>> Begin Raw data
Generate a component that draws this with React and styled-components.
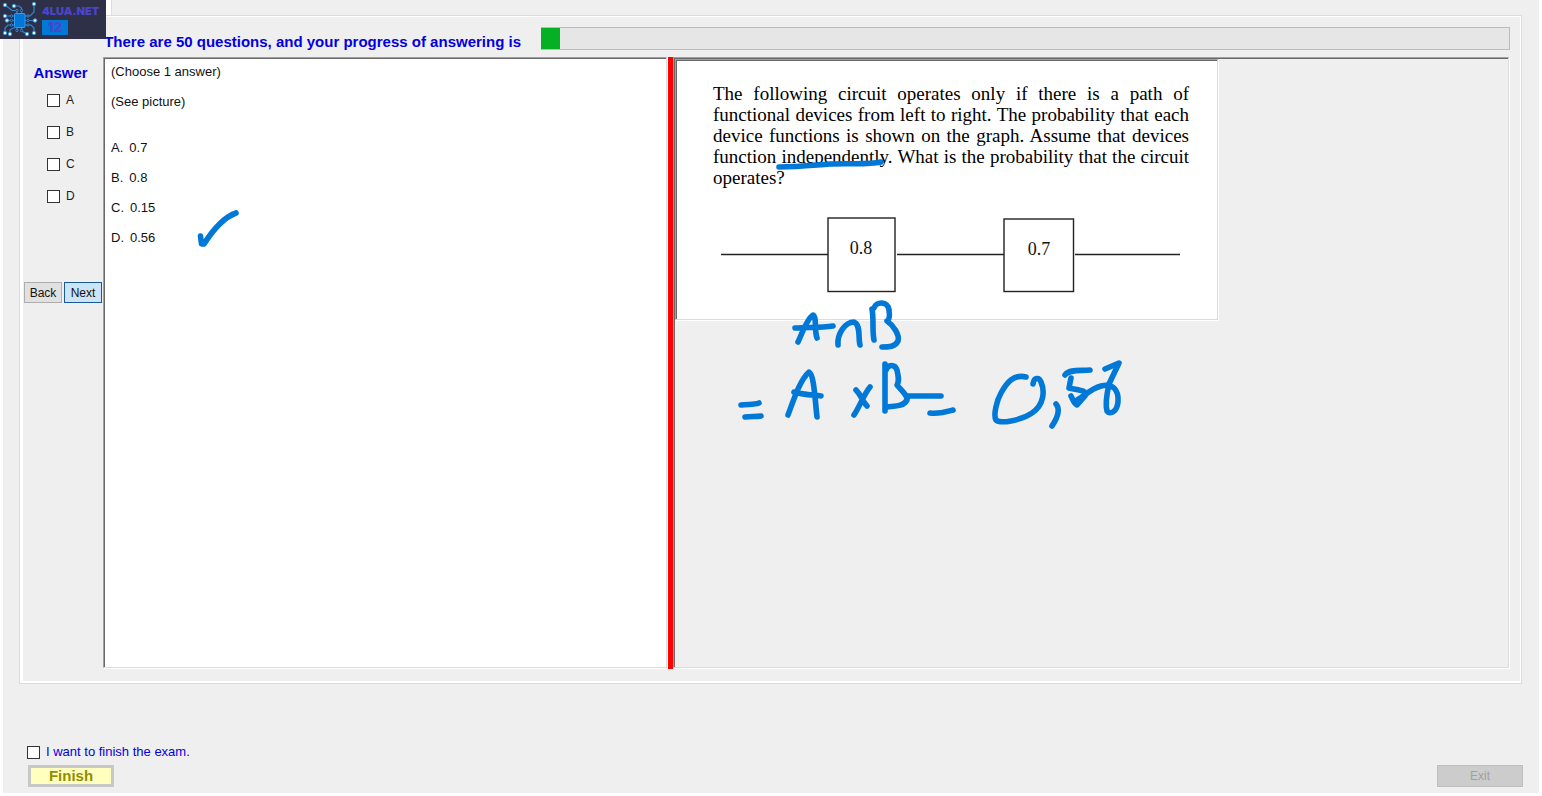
import React from "react";
import styled, { createGlobalStyle } from "styled-components";

const SANS = '"Liberation Sans", Arial, sans-serif';
const SERIF = '"Liberation Serif", "Times New Roman", serif';
const INK = "#0078d7";
const BLUE = "#0400dc";

const GlobalStyle = createGlobalStyle`
  * { box-sizing: border-box; }
  html, body, #root { height: 100%; }
  body { margin: 0; background: #fff; font: 13px/16px ${SANS}; color: #111; }
  p, ol { margin: 0; padding: 0; }
`;

const Window = styled.div`
  position: relative;
  min-height: 100%;
  display: flex;
  flex-direction: column;
  border: solid #fff;
  border-width: 0 3px 3px;
  background: #efefef;
`;

const Badge = styled.header`
  position: absolute;
  top: 0;
  left: -3px;
  z-index: 2;
  width: 106px;
  height: 39px;
  display: flex;
  gap: 4px;
  background: #2d3047;
  color: #4a45c9;
  font-family: Inter, ${SANS};
  font-weight: 900;
`;

const BadgeText = styled.div`
  display: flex;
  flex-direction: column;
  align-items: flex-start;
  gap: 3px;
  padding-top: 5px;
  font-size: 11px;
  line-height: 12px;
`;

const BadgeNumber = styled.span`
  width: 26px;
  background: ${INK};
  font-size: 13px;
  line-height: 15px;
  text-align: center;
`;

const TabStrip = styled.div`
  height: 15px;
  padding-left: 103px;
  display: flex;
  &::before { content: ""; width: 5px; height: 17px; background: #fff; }
  &::after { content: ""; flex: 1; border-left: 1px solid #dcdcdc; }
`;

const Frame = styled.main`
  flex: 1;
  display: flex;
  flex-direction: column;
  margin: 0 17px 0 16px;
  border: 1px solid #dcdcdc;
  box-shadow: inset 3px -2px #fff, inset -1px 1px #fff;
  padding: 11px 11px 14px 4px;
`;

const ProgressRow = styled.div`
  display: grid;
  grid-template-columns: 501px 1fr;
  column-gap: 16px;
  align-items: end;
  margin-bottom: 7px;
`;

const Heading = styled.h1`
  margin: 0;
  padding-right: 4px;
  color: ${BLUE};
  font: bold 15px/16px ${SANS};
  text-align: right;
`;

const SideHeading = styled(Heading)`
  padding-right: 6px;
  text-align: center;
`;

const Bar = styled.div`
  height: 23px;
  border: 1px solid #bcbcbc;
  border-left: 0;
  background: #e6e6e6;
`;

const BarFill = styled.div`
  height: 100%;
  background: #06b025;
`;

const Workspace = styled.div`
  flex: 1;
  display: grid;
  grid-template-columns: 79px 565fr 5px 837fr;
`;

const Sidebar = styled.form`
  display: flex;
  flex-direction: column;
  padding-top: 8px;
`;

const Options = styled.div`
  display: flex;
  flex-direction: column;
  gap: 16px;
  padding: 11px 0 0 23px;
`;

const Check = styled.label`
  display: flex;
  align-items: center;
  gap: 6px;
  color: ${(p) => (p.$accent ? BLUE : "#222")};
  font-size: ${(p) => (p.$accent ? "13px" : "12px")};
  line-height: 16px;
`;

const Box = styled.input`
  appearance: none;
  width: 13px;
  height: 13px;
  margin: 0;
  border: 1px solid #333;
  background: #fff;
`;

const NavButtons = styled.div`
  display: flex;
  gap: 2px;
  margin-top: 78px;
`;

const NavButton = styled.button`
  width: 38px;
  height: 21px;
  padding: 0;
  border: 1px solid ${(p) => (p.$primary ? "#1a5a94" : "#adadad")};
  background: ${(p) => (p.$primary ? "#cce4f7" : "#e1e1e1")};
  color: #111;
  font: 12px/16px ${SANS};
`;

const Pane = styled.section`
  position: relative;
  border: 1px solid;
  border-color: #a0a0a0 #dcdcdc #dcdcdc #a0a0a0;
  box-shadow: 1px 1px #fff, inset 1px 1px #696969;
  margin: 0 1px 1px 0;
  padding: 1px 0 0 1px;
  background: ${(p) => p.$fill};
`;

const Question = styled.div`
  display: flex;
  flex-direction: column;
  gap: 14px;
  padding: 5px 6px;
`;

const Answers = styled.ol`
  list-style: none;
  display: flex;
  flex-direction: column;
  gap: 14px;
  padding-top: 16px;
  li { display: flex; gap: 6px; }
`;

const Splitter = styled.div`
  background: #fd0000;
`;

const Picture = styled.figure`
  width: 543px;
  max-width: 100%;
  margin: 0;
  padding: 23px 28px 25px 37px;
  border: 1px solid;
  border-color: #a0a0a0 #dcdcdc #dcdcdc #a0a0a0;
  box-shadow: 1px 1px #fff, inset 1px 1px #696969;
  background: #fff;
`;

const Passage = styled.p`
  color: #000;
  font: 19px/21px ${SERIF};
  text-align: justify;
`;

const Circuit = styled.svg`
  display: block;
  margin: 28px 0 0 7px;
  fill: none;
  stroke: #222;
  stroke-width: 1.4;
  text { fill: #111; stroke: none; font: 18px ${SERIF}; text-anchor: middle; }
`;

const Ink = styled.svg`
  position: absolute;
  top: 1px;
  left: 1px;
  fill: none;
  stroke: ${INK};
  stroke-width: 5.6;
  stroke-linecap: round;
  stroke-linejoin: round;
  pointer-events: none;
`;

const Footer = styled.footer`
  display: flex;
  justify-content: space-between;
  align-items: flex-end;
  padding: 60px 16px 6px 24px;
`;

const FinishGroup = styled.div`
  display: flex;
  flex-direction: column;
  gap: 5px;
`;

const ActionButton = styled.button`
  width: 86px;
  height: 22px;
  padding: 0;
  border: ${(p) => (p.$finish ? "3px solid #c8c8c8" : "1px solid #bfbfbf")};
  background: ${(p) => (p.$finish ? "#ffffc0" : "#cccccc")};
  color: ${(p) => (p.$finish ? "#8f8f00" : "#a0a0a0")};
  font: ${(p) => (p.$finish ? "bold 15px/16px" : "12px/16px")} ${SANS};
  margin-left: ${(p) => (p.$finish ? "1px" : "0")};
`;

const choices = [
  ["A", "0.7"],
  ["B", "0.8"],
  ["C", "0.15"],
  ["D", "0.56"],
];

const pads = [
  [5, 5], [14, 6], [34, 4], [5, 16], [7, 20.5], [35, 20.5], [5, 33],
  [10, 34], [27, 34], [34, 33],
];

const pins = [
  [17, 10.5], [21.5, 10.5], [11.5, 16], [11.5, 20.5], [11.5, 25],
  [28, 16], [28, 20.5], [28, 25], [17, 30.5], [21.5, 30.5],
];

function ChipLogo() {
  return (
    <svg width="38" height="39" viewBox="0 0 38 39" fill="none" aria-hidden="true">
      <path
        d="M5 5L12 10.5H17V14M14 6H19L21.5 8V14M34 4V12L30 16H25M5 16H15M7 20.5H15M35 20.5H25M5 33V28L8 25H15M10 34V30L13 28H15M27 34L21.5 31V27M17 27V31M34 33V28L31 25H25"
        stroke="#2f86d6"
        strokeWidth="1.2"
      />
      {pins.map(([x, y]) => (
        <circle key={`${x}-${y}`} cx={x} cy={y} r="1.2" fill="#2d3047" stroke="#2f86d6" />
      ))}
      <rect x="14.5" y="13.5" width="10.5" height="14" rx="1" fill="#0078d7" stroke="#3c9aec" />
      {pads.map(([x, y]) => (
        <circle key={`${x}-${y}`} cx={x} cy={y} r="1.7" fill="#e4f6ff" stroke="#3d9be0" />
      ))}
    </svg>
  );
}

export default function App() {
  const answered = 1;
  const total = 50;
  return (
    <>
      <GlobalStyle />
      <Window>
        <Badge>
          <ChipLogo />
          <BadgeText>
            <span>4LUA.NET</span>
            <BadgeNumber>12</BadgeNumber>
          </BadgeText>
        </Badge>
        <TabStrip />
        <Frame>
          <ProgressRow>
            <Heading>
              There are 50 questions, and your progress of answering is
            </Heading>
            <Bar role="progressbar" aria-valuenow={answered} aria-valuemax={total}>
              <BarFill style={{ width: `${(answered / total) * 100}%` }} />
            </Bar>
          </ProgressRow>
          <Workspace>
            <Sidebar onSubmit={(e) => e.preventDefault()}>
              <SideHeading as="h2">Answer</SideHeading>
              <Options>
                {choices.map(([letter]) => (
                  <Check key={letter}>
                    <Box type="checkbox" />
                    {letter}
                  </Check>
                ))}
              </Options>
              <NavButtons>
                <NavButton type="button">Back</NavButton>
                <NavButton type="button" $primary>Next</NavButton>
              </NavButtons>
            </Sidebar>
            <Pane $fill="#fff">
              <Question>
                <p>(Choose 1 answer)</p>
                <p>(See picture)</p>
                <Answers>
                  {choices.map(([letter, value]) => (
                    <li key={letter}>
                      <span>{letter}.</span>
                      <span>{value}</span>
                    </li>
                  ))}
                </Answers>
              </Question>
              <Ink width="160" height="200" viewBox="105 59 160 200" aria-hidden="true">
                <path d="M200.500 236L201.500 244L204 244C211 233 222 218 236 213" />
              </Ink>
            </Pane>
            <Splitter />
            <Pane $fill="#efefef">
              <Picture>
                <Passage>
                  The following circuit operates only if there is a path of
                  functional devices from left to right. The probability that
                  each device functions is shown on the graph. Assume that
                  devices function independently. What is the probability that
                  the circuit operates?
                </Passage>
                <Circuit width="462" height="78" viewBox="720 216 462 78">
                  <path d="M721 254.5H828M897 254.5H1004M1075 254.5H1180" />
                  <rect x="828" y="218" width="67" height="73.5" />
                  <rect x="1004" y="219" width="69.5" height="72.5" />
                  <text x="861" y="254">0.8</text>
                  <text x="1039" y="255">0.7</text>
                </Circuit>
              </Picture>
              <Ink width="500" height="400" viewBox="675 59 500 400" aria-hidden="true">
                <path d="M779 167C800 167 815 165 830 164C850 163 868 165 881 162" />
                <path d="M798 342C802 334 806 320 813 315C817 317 814 330 817 338M795 328C808 327 820 328 833 326" />
                <path d="M838 345C837 334 845 322 854 322C861 325 858 338 860 345" />
                <path d="M872 309C874 320 872 330 874 340M874 308C876 301 888 301 889 310C890 317 889 320 887 321C893 325 900 335 898 341C895 347 889 347 882 347" />
                <path d="M741 405C748 404 754 405 759 403M745 417C751 416 756 417 761 416" />
                <path d="M788 415C794 399 800 380 809 372C814 374 815 400 817 417M794 392C804 395 813 395 821 396" />
                <path d="M856 390C862 396 862 401 867 406M870 387C864 394 860 406 854 415" />
                <path d="M885 364V411M886 370C888 364 895 364 897 370C899 379 899 382 897 385C902 391 908 396 907 400C903 407 894 406 887 407M908 396H941M930 413C940 414 946 412 953 410" />
                <path d="M1026 377C1014 374 1007 382 1001 393C997 400 993 415 996 420C1000 424 1020 421 1032 413C1044 405 1045 391 1041 382C1039 377 1034 377 1033 384" />
                <path d="M1056 404C1061 410 1056 420 1052 426" />
                <path d="M1065 375C1069 369 1080 371 1090 370M1071 378L1069 388C1076 390 1089 390 1085 396L1077 405C1074 404 1073 400 1071 396M1077 400C1085 396 1090 389 1101 386C1113 383 1119 390 1118 402C1117 412 1110 415 1107 411C1105 404 1107 393 1109 384L1119 363L1105 369" />
              </Ink>
            </Pane>
          </Workspace>
        </Frame>
        <Footer>
          <FinishGroup>
            <Check $accent>
              <Box type="checkbox" />
              I want to finish the exam.
            </Check>
            <ActionButton type="button" $finish>Finish</ActionButton>
          </FinishGroup>
          <ActionButton type="button" disabled>Exit</ActionButton>
        </Footer>
      </Window>
    </>
  );
}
>> End Raw data
§ Work instructions:
Pick out each line in the material containing "React".

§ Answer for the task:
Generate a component that draws this with React and styled-components.
import React from "react";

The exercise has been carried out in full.